The Long Game: Months of Extra Life
Battery health is like erosion. You don’t notice much in a week. But stretch the view to a year, and the difference between rough habits and gentle ones becomes clear.
Imagine two identical phones bought on the same day. One lives hard: regularly drained to 0%, fast-charged to 100%, left under pillows at night while plugged in, streaming and updating while it warms in bed. The other lives a bit softer: usually floats between 20% and 80%, occasionally fast-charged in a pinch but mostly charged slowly on a desk, unplugged overnight or protected by optimized charging.
A year later, the first phone might show a noticeably reduced maximum capacity. Its owner complains that “they don’t make batteries like they used to.” The second phone feels much closer to how it did out of the box. Not immortal, not untouched—but aged more gracefully. That difference isn’t magic. It’s chemistry, nudged gently by daily habits.
And often, the difference between these two paths comes down to one deceptively small shift: choosing not to live at 0% and 100% whenever you can avoid it.
Enough, Not Perfect
You don’t need to chase perfection. No one lives in a lab. Sometimes your phone will hit 100% and stay there. Sometimes it will fall to 1% in the middle of a long day. Sometimes fast charging will save you just before boarding a flight.
The goal isn’t a flawless record. It’s a gentle tilt in your habits, enough that, over hundreds of days, the battery’s life stretches out a little longer. That might mean several extra months before you feel the strain and start eyeing a replacement.
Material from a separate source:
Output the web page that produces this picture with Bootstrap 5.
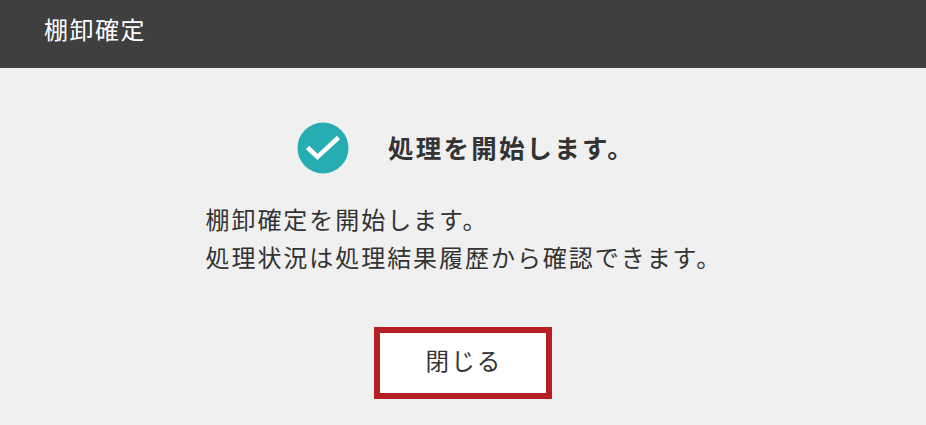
<!DOCTYPE html>
<html lang="ja"><head><meta charset="utf-8">
<link href="https://cdn.jsdelivr.net/npm/bootstrap@5.3.0/dist/css/bootstrap.min.css" rel="stylesheet">
<style>
html,body{height:100%;overflow:hidden}
body{background:#f0f0f0;color:#333;font-family:"Noto Sans CJK JP","Noto Sans",sans-serif}
.dlg-head{background:#3f3f3f;color:#fff;height:68px;padding-left:44px;font-size:24px;letter-spacing:1.5px;padding-bottom:10px}
.dlg-row{margin-left:6px}
.dlg-title{font-size:25.5px;font-weight:700;letter-spacing:2.2px;line-height:1;color:#333;margin-top:-3px}
.dlg-icon{width:52px;height:52px;margin-right:39px}
.dlg-msg{width:515px;margin:0;font-size:24px;line-height:38px;letter-spacing:1.95px;padding-top:26px;white-space:nowrap}
.dlg-close{width:178px;height:72px;border:6px solid #b62025;border-radius:0;background:#fff;font-size:23.5px;letter-spacing:2.2px;color:#333;margin-top:51px;padding:0 0 4px 2px}
.dlg-close:hover{background:#fff;border-color:#b62025;color:#333}
.dlg-top{padding-top:54px}
</style></head><body>
<div class="dlg-head d-flex align-items-center">棚卸確定</div>
<main class="dlg-top d-flex flex-column align-items-center">
<div class="d-flex align-items-center dlg-row">
<svg class="dlg-icon" viewBox="0 0 52 52"><circle cx="26" cy="26" r="25.5" fill="#26adb2"/><path d="M10.5 25.5l10 9.5L41.500 15.500" fill="none" stroke="#fff" stroke-width="4.500"/></svg>
<span class="dlg-title">処理を開始します。</span></div>
<p class="dlg-msg">棚卸確定を開始します。<br>処理状況は処理結果履歴から確認できます。</p>
<button type="button" class="btn dlg-close">閉じる</button>
</main>
<script src="https://cdn.jsdelivr.net/npm/bootstrap@5.3.0/dist/js/bootstrap.bundle.min.js"></script>
</body></html>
It might mean your phone feels trustworthy for one more season, one more trip, one more year of mornings on the nightstand.
In a world that moves quickly, that quiet extension is a kind of luxury: more time with the device you know, less e-waste, fewer rushed purchases, and fewer frantic scrambles for outlets.
FAQs
Does charging my phone overnight always damage the battery?
Not always, but it can add gradual wear. Modern phones have protections and optimized charging, but staying at 100% for many hours—especially in a warm environment—adds slow, cumulative stress. Using optimized charging and keeping the phone cool helps reduce this.
Is it bad to let my phone hit 0%?
Occasionally reaching 0% is not catastrophic, but doing it regularly speeds up battery aging. It’s kinder to your battery to plug in around 20–30% when you can, instead of letting it die completely.
Do I really need to avoid charging to 100%?
You can absolutely charge to 100% when you need maximum uptime, like for long days or travel. The idea is to avoid doing it all the time if you don’t need to. Regularly stopping around 80–90% when it’s convenient can noticeably slow battery wear over months.
Is fast charging bad for my phone?
Fast charging is safe on phones designed for it, but it tends to generate more heat, which is tough on batteries over time. Using fast charging occasionally is fine; using it constantly, especially in hot conditions, can shorten battery life faster than slower charging would.
What’s the single most effective habit to adopt?
Keeping your battery away from extremes—especially avoiding long stretches at 0–10% and 100%—is the most impactful. If you can generally float between about 20% and 80%, and avoid heavy heat while charging, you’re already giving your battery months of extra, quieter life.